Copy the material that follows word for word and omit its pictures.

+ + + + + + +

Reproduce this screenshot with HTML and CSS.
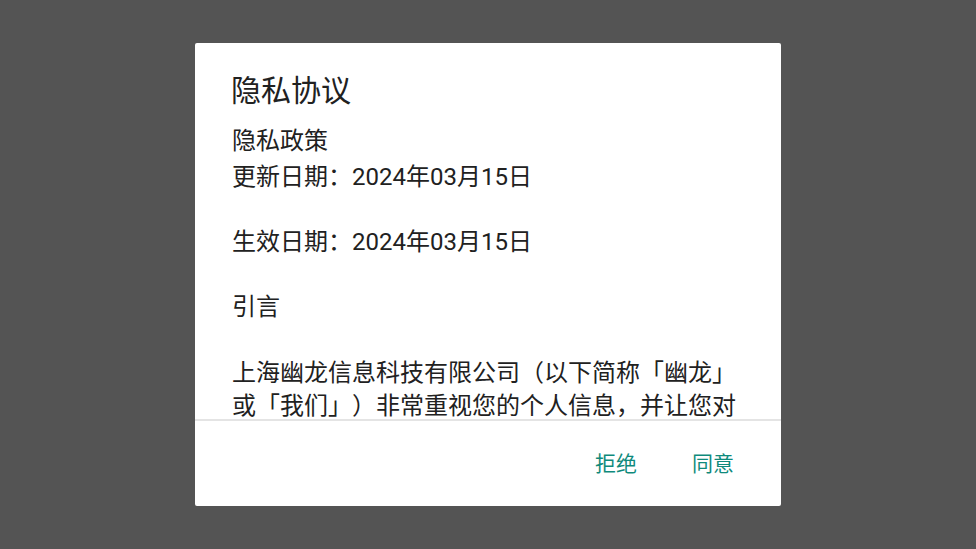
FILE: index.html
```html
<!DOCTYPE html>
<html lang="zh-CN">
<head>
<meta charset="utf-8">
<title>隐私协议</title>
<link rel="stylesheet" href="styles.css">
</head>
<body>
<div class="dialog">
  <div class="title">隐私协议</div>
  <div class="content">
    <p class="lead">隐私政策</p>
    <p class="para">更新日期：2024年03月15日</p>
    <p class="para">生效日期：2024年03月15日</p>
    <p class="para">引言</p>
    <p class="para">上海幽龙信息科技有限公司（以下简称「幽龙」或「我们」）非常重视您的个人信息，并让您对</p>
  </div>
  <div class="divider"></div>
  <div class="actions">
    <span class="btn">拒绝</span>
    <span class="btn">同意</span>
  </div>
</div>
</body>
</html>
```

FILE: styles.css
```css
html, body {
  margin: 0;
  padding: 0;
  height: 100%;
}

body {
  background: #545454;
  display: flex;
  align-items: center;
  justify-content: center;
  font-family: Roboto, "Noto Sans CJK SC", "Noto Sans", sans-serif;
  color: #212121;
  text-spacing-trim: space-all;
}

.dialog {
  width: 586px;
  height: 463px;
  background: #ffffff;
  border-radius: 2px;
  display: flex;
  flex-direction: column;
  overflow: hidden;
}

.title {
  padding: 33px 36px 0;
  font-size: 30px;
  line-height: 30px;
}

.content {
  flex: 1;
  min-height: 0;
  overflow: hidden;
  padding: 18.5px 36px 0 37px;
  font-size: 24px;
  line-height: 32.7px;
}

.content p {
  margin: 0;
}

.lead {
  margin-bottom: 3.5px !important;
}

.para {
  margin-bottom: 32.7px !important;
}

.para:last-child {
  margin-bottom: 0 !important;
}

.divider {
  height: 2px;
  background: #e4e4e4;
  flex: none;
}

.actions {
  height: 85px;
  flex: none;
  display: flex;
  justify-content: flex-end;
  align-items: center;
  padding-right: 20px;
  gap: 1px;
}

.btn {
  width: 96px;
  text-align: center;
  font-size: 21px;
  line-height: 24px;
  color: #0f8a7c;
}
```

+ + + + + + +

ANSWER BELOW
Reproduce this screenshot with HTML and CSS.
FILE: index.html
```html
<!DOCTYPE html>
<html lang="zh-CN">
<head>
<meta charset="utf-8">
<title>隐私协议</title>
<link rel="stylesheet" href="styles.css">
</head>
<body>
<div class="dialog">
  <div class="title">隐私协议</div>
  <div class="content">
    <p class="lead">隐私政策</p>
    <p class="para">更新日期：2024年03月15日</p>
    <p class="para">生效日期：2024年03月15日</p>
    <p class="para">引言</p>
    <p class="para">上海幽龙信息科技有限公司（以下简称「幽龙」或「我们」）非常重视您的个人信息，并让您对</p>
  </div>
  <div class="divider"></div>
  <div class="actions">
    <span class="btn">拒绝</span>
    <span class="btn">同意</span>
  </div>
</div>
</body>
</html>
```

FILE: styles.css
```css
html, body {
  margin: 0;
  padding: 0;
  height: 100%;
}

body {
  background: #545454;
  display: flex;
  align-items: center;
  justify-content: center;
  font-family: Roboto, "Noto Sans CJK SC", "Noto Sans", sans-serif;
  color: #212121;
  text-spacing-trim: space-all;
}

.dialog {
  width: 586px;
  height: 463px;
  background: #ffffff;
  border-radius: 2px;
  display: flex;
  flex-direction: column;
  overflow: hidden;
}

.title {
  padding: 33px 36px 0;
  font-size: 30px;
  line-height: 30px;
}

.content {
  flex: 1;
  min-height: 0;
  overflow: hidden;
  padding: 18.5px 36px 0 37px;
  font-size: 24px;
  line-height: 32.7px;
}

.content p {
  margin: 0;
}

.lead {
  margin-bottom: 3.5px !important;
}

.para {
  margin-bottom: 32.7px !important;
}

.para:last-child {
  margin-bottom: 0 !important;
}

.divider {
  height: 2px;
  background: #e4e4e4;
  flex: none;
}

.actions {
  height: 85px;
  flex: none;
  display: flex;
  justify-content: flex-end;
  align-items: center;
  padding-right: 20px;
  gap: 1px;
}

.btn {
  width: 96px;
  text-align: center;
  font-size: 21px;
  line-height: 24px;
  color: #0f8a7c;
}
```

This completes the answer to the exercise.